**Information provided:**
• • • •
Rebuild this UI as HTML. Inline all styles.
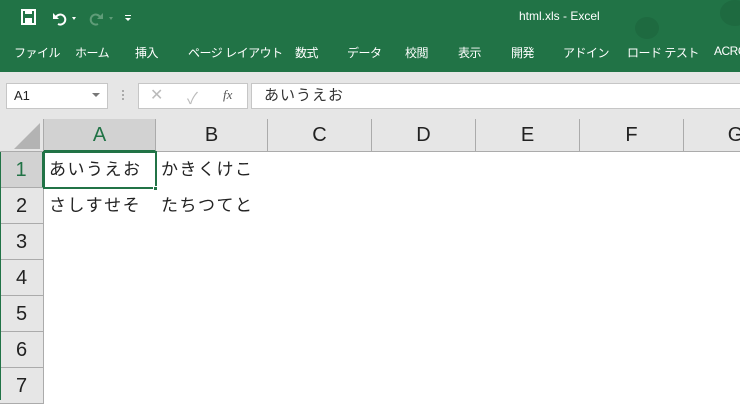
<!DOCTYPE html><html><head><meta charset="utf-8"><style>
*{margin:0;padding:0;box-sizing:border-box}
body{width:740px;height:400px;overflow:hidden;background:#fff;font-family:"Liberation Sans","Noto Sans CJK JP",sans-serif;position:relative}
.a{position:absolute}
.g{background:#217346;left:0;top:0;width:740px;height:72px}
.t{color:#fff;font-size:12px;top:44px;letter-spacing:-0.5px}
.ch{top:119px;height:33px;background:#e6e6e6;border-right:1px solid #ababab;border-bottom:1px solid #ababab;font-size:20px;color:#222;text-align:center;line-height:33px}
.rh{left:0;width:44px;height:36px;background:#e6e6e6;border-bottom:1px solid #ababab;border-right:1px solid #ababab;font-size:20px;color:#222;text-align:center;line-height:36px}
.c{font-size:17px;color:#222;line-height:36px;letter-spacing:1.5px}
</style></head><body>
<div class="a g"></div>
<svg class="a" style="left:20px;top:8px" width="120" height="20">
<rect x="2" y="2" width="13" height="14" fill="none" stroke="#fff" stroke-width="2"/><rect x="5" y="2" width="7" height="4" fill="#fff"/><rect x="5" y="10" width="7" height="6" fill="#fff"/>
<path d="M36 9 a5 5 0 1 1 2 7" fill="none" stroke="#fff" stroke-width="2"/><path d="M33 5 l0 6 l6 0z" fill="#fff"/>
<path d="M52 9 l4 0 l-2 3z" fill="#fff"/>
<path d="M80 9 a5 5 0 1 0 -2 7" fill="none" stroke="#5f9c78" stroke-width="2"/><path d="M83 5 l0 6 l-6 0z" fill="#5f9c78"/>
<path d="M89 9 l4 0 l-2 3z" fill="#5f9c78"/>
<rect x="105" y="7" width="6" height="1" fill="#fff"/><path d="M105 10 l6 0 l-3 3z" fill="#fff"/>
</svg>
<div class="a" style="left:519px;top:9px;color:#fff;font-size:12px">html.xls - Excel</div>
<div class="a" style="left:635px;top:17px;width:24px;height:22px;border-radius:50%;background:#1e6a40"></div>
<div class="a" style="left:720px;top:0;width:30px;height:26px;border-radius:50%;background:#1e6a40"></div>
<div class="a t" style="left:14px">ファイル</div>
<div class="a t" style="left:75px">ホーム</div>
<div class="a t" style="left:135px">挿入</div>
<div class="a t" style="left:188px">ページ レイアウト</div>
<div class="a t" style="left:295px">数式</div>
<div class="a t" style="left:347px">データ</div>
<div class="a t" style="left:405px">校閲</div>
<div class="a t" style="left:458px">表示</div>
<div class="a t" style="left:511px">開発</div>
<div class="a t" style="left:563px">アドイン</div>
<div class="a t" style="left:627px">ロード テスト</div>
<div class="a t" style="left:714px">ACRO</div>
<div class="a" style="left:0;top:72px;width:740px;height:47px;background:#e6e6e6"></div>
<div class="a" style="left:6px;top:83px;width:102px;height:26px;background:#fff;border:1px solid #c6c6c6;font-size:13px;line-height:24px;padding-left:7px;color:#222">A1</div>
<svg class="a" style="left:92px;top:93px" width="10" height="6"><path d="M0 0h8l-4 4z" fill="#777"/></svg>
<div class="a" style="left:122px;top:90px;width:2px;height:2px;background:#aaa;box-shadow:0 4px #aaa,0 8px #aaa"></div>
<div class="a" style="left:138px;top:83px;width:110px;height:26px;background:#fff;border:1px solid #c6c6c6"></div>
<div class="a" style="left:150px;top:85px;color:#bbb;font-size:16px">✕</div>
<div class="a" style="left:187px;top:85px;color:#bbb;font-size:16px">✓</div>
<div class="a" style="left:223px;top:87px;color:#555;font-size:13px;font-style:italic;font-family:'Liberation Serif',serif">fx</div>
<div class="a" style="left:251px;top:83px;width:500px;height:26px;background:#fff;border:1px solid #c6c6c6;font-size:15px;line-height:24px;padding-left:12px;color:#333;letter-spacing:1px">あいうえお</div>
<div class="a" style="left:0;top:119px;width:44px;height:33px;background:#e6e6e6;border-right:1px solid #ababab;border-bottom:1px solid #ababab"></div>
<svg class="a" style="left:14px;top:123px" width="28" height="28"><path d="M26 0V26H0z" fill="#b3b3b3"/></svg>
<div class="a ch" style="left:44px;width:112px;background:#d2d2d2;color:#217346;border-bottom:2px solid #217346">A</div>
<div class="a ch" style="left:156px;width:112px">B</div>
<div class="a ch" style="left:268px;width:104px">C</div>
<div class="a ch" style="left:372px;width:104px">D</div>
<div class="a ch" style="left:476px;width:104px">E</div>
<div class="a ch" style="left:580px;width:104px">F</div>
<div class="a ch" style="left:684px;width:104px">G</div>
<div class="a rh" style="top:152px;background:#d2d2d2;color:#217346;border-right:2px solid #217346">1</div>
<div class="a rh" style="top:188px">2</div>
<div class="a rh" style="top:224px">3</div>
<div class="a rh" style="top:260px">4</div>
<div class="a rh" style="top:296px">5</div>
<div class="a rh" style="top:332px">6</div>
<div class="a rh" style="top:368px">7</div>
<div class="a" style="left:0;top:152px;width:1px;height:248px;background:#217346"></div>
<div class="a" style="left:43px;top:151px;width:114px;height:38px;border:2px solid #217346"></div>
<div class="a" style="left:153px;top:186px;width:5px;height:5px;background:#217346;border:1px solid #fff"></div>
<div class="a c" style="left:49px;top:152px">あいうえお</div>
<div class="a c" style="left:161px;top:152px">かきくけこ</div>
<div class="a c" style="left:49px;top:188px">さしすせそ</div>
<div class="a c" style="left:161px;top:188px">たちつてと</div>
</body></html>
• • • •
**Instructions for the task:** Retype the data above exactly; pictures are not part of the copy.

**Result below:**
Rebuild this UI as HTML. Inline all styles.
<!DOCTYPE html><html><head><meta charset="utf-8"><style>
*{margin:0;padding:0;box-sizing:border-box}
body{width:740px;height:400px;overflow:hidden;background:#fff;font-family:"Liberation Sans","Noto Sans CJK JP",sans-serif;position:relative}
.a{position:absolute}
.g{background:#217346;left:0;top:0;width:740px;height:72px}
.t{color:#fff;font-size:12px;top:44px;letter-spacing:-0.5px}
.ch{top:119px;height:33px;background:#e6e6e6;border-right:1px solid #ababab;border-bottom:1px solid #ababab;font-size:20px;color:#222;text-align:center;line-height:33px}
.rh{left:0;width:44px;height:36px;background:#e6e6e6;border-bottom:1px solid #ababab;border-right:1px solid #ababab;font-size:20px;color:#222;text-align:center;line-height:36px}
.c{font-size:17px;color:#222;line-height:36px;letter-spacing:1.5px}
</style></head><body>
<div class="a g"></div>
<svg class="a" style="left:20px;top:8px" width="120" height="20">
<rect x="2" y="2" width="13" height="14" fill="none" stroke="#fff" stroke-width="2"/><rect x="5" y="2" width="7" height="4" fill="#fff"/><rect x="5" y="10" width="7" height="6" fill="#fff"/>
<path d="M36 9 a5 5 0 1 1 2 7" fill="none" stroke="#fff" stroke-width="2"/><path d="M33 5 l0 6 l6 0z" fill="#fff"/>
<path d="M52 9 l4 0 l-2 3z" fill="#fff"/>
<path d="M80 9 a5 5 0 1 0 -2 7" fill="none" stroke="#5f9c78" stroke-width="2"/><path d="M83 5 l0 6 l-6 0z" fill="#5f9c78"/>
<path d="M89 9 l4 0 l-2 3z" fill="#5f9c78"/>
<rect x="105" y="7" width="6" height="1" fill="#fff"/><path d="M105 10 l6 0 l-3 3z" fill="#fff"/>
</svg>
<div class="a" style="left:519px;top:9px;color:#fff;font-size:12px">html.xls - Excel</div>
<div class="a" style="left:635px;top:17px;width:24px;height:22px;border-radius:50%;background:#1e6a40"></div>
<div class="a" style="left:720px;top:0;width:30px;height:26px;border-radius:50%;background:#1e6a40"></div>
<div class="a t" style="left:14px">ファイル</div>
<div class="a t" style="left:75px">ホーム</div>
<div class="a t" style="left:135px">挿入</div>
<div class="a t" style="left:188px">ページ レイアウト</div>
<div class="a t" style="left:295px">数式</div>
<div class="a t" style="left:347px">データ</div>
<div class="a t" style="left:405px">校閲</div>
<div class="a t" style="left:458px">表示</div>
<div class="a t" style="left:511px">開発</div>
<div class="a t" style="left:563px">アドイン</div>
<div class="a t" style="left:627px">ロード テスト</div>
<div class="a t" style="left:714px">ACRO</div>
<div class="a" style="left:0;top:72px;width:740px;height:47px;background:#e6e6e6"></div>
<div class="a" style="left:6px;top:83px;width:102px;height:26px;background:#fff;border:1px solid #c6c6c6;font-size:13px;line-height:24px;padding-left:7px;color:#222">A1</div>
<svg class="a" style="left:92px;top:93px" width="10" height="6"><path d="M0 0h8l-4 4z" fill="#777"/></svg>
<div class="a" style="left:122px;top:90px;width:2px;height:2px;background:#aaa;box-shadow:0 4px #aaa,0 8px #aaa"></div>
<div class="a" style="left:138px;top:83px;width:110px;height:26px;background:#fff;border:1px solid #c6c6c6"></div>
<div class="a" style="left:150px;top:85px;color:#bbb;font-size:16px">✕</div>
<div class="a" style="left:187px;top:85px;color:#bbb;font-size:16px">✓</div>
<div class="a" style="left:223px;top:87px;color:#555;font-size:13px;font-style:italic;font-family:'Liberation Serif',serif">fx</div>
<div class="a" style="left:251px;top:83px;width:500px;height:26px;background:#fff;border:1px solid #c6c6c6;font-size:15px;line-height:24px;padding-left:12px;color:#333;letter-spacing:1px">あいうえお</div>
<div class="a" style="left:0;top:119px;width:44px;height:33px;background:#e6e6e6;border-right:1px solid #ababab;border-bottom:1px solid #ababab"></div>
<svg class="a" style="left:14px;top:123px" width="28" height="28"><path d="M26 0V26H0z" fill="#b3b3b3"/></svg>
<div class="a ch" style="left:44px;width:112px;background:#d2d2d2;color:#217346;border-bottom:2px solid #217346">A</div>
<div class="a ch" style="left:156px;width:112px">B</div>
<div class="a ch" style="left:268px;width:104px">C</div>
<div class="a ch" style="left:372px;width:104px">D</div>
<div class="a ch" style="left:476px;width:104px">E</div>
<div class="a ch" style="left:580px;width:104px">F</div>
<div class="a ch" style="left:684px;width:104px">G</div>
<div class="a rh" style="top:152px;background:#d2d2d2;color:#217346;border-right:2px solid #217346">1</div>
<div class="a rh" style="top:188px">2</div>
<div class="a rh" style="top:224px">3</div>
<div class="a rh" style="top:260px">4</div>
<div class="a rh" style="top:296px">5</div>
<div class="a rh" style="top:332px">6</div>
<div class="a rh" style="top:368px">7</div>
<div class="a" style="left:0;top:152px;width:1px;height:248px;background:#217346"></div>
<div class="a" style="left:43px;top:151px;width:114px;height:38px;border:2px solid #217346"></div>
<div class="a" style="left:153px;top:186px;width:5px;height:5px;background:#217346;border:1px solid #fff"></div>
<div class="a c" style="left:49px;top:152px">あいうえお</div>
<div class="a c" style="left:161px;top:152px">かきくけこ</div>
<div class="a c" style="left:49px;top:188px">さしすせそ</div>
<div class="a c" style="left:161px;top:188px">たちつてと</div>
</body></html>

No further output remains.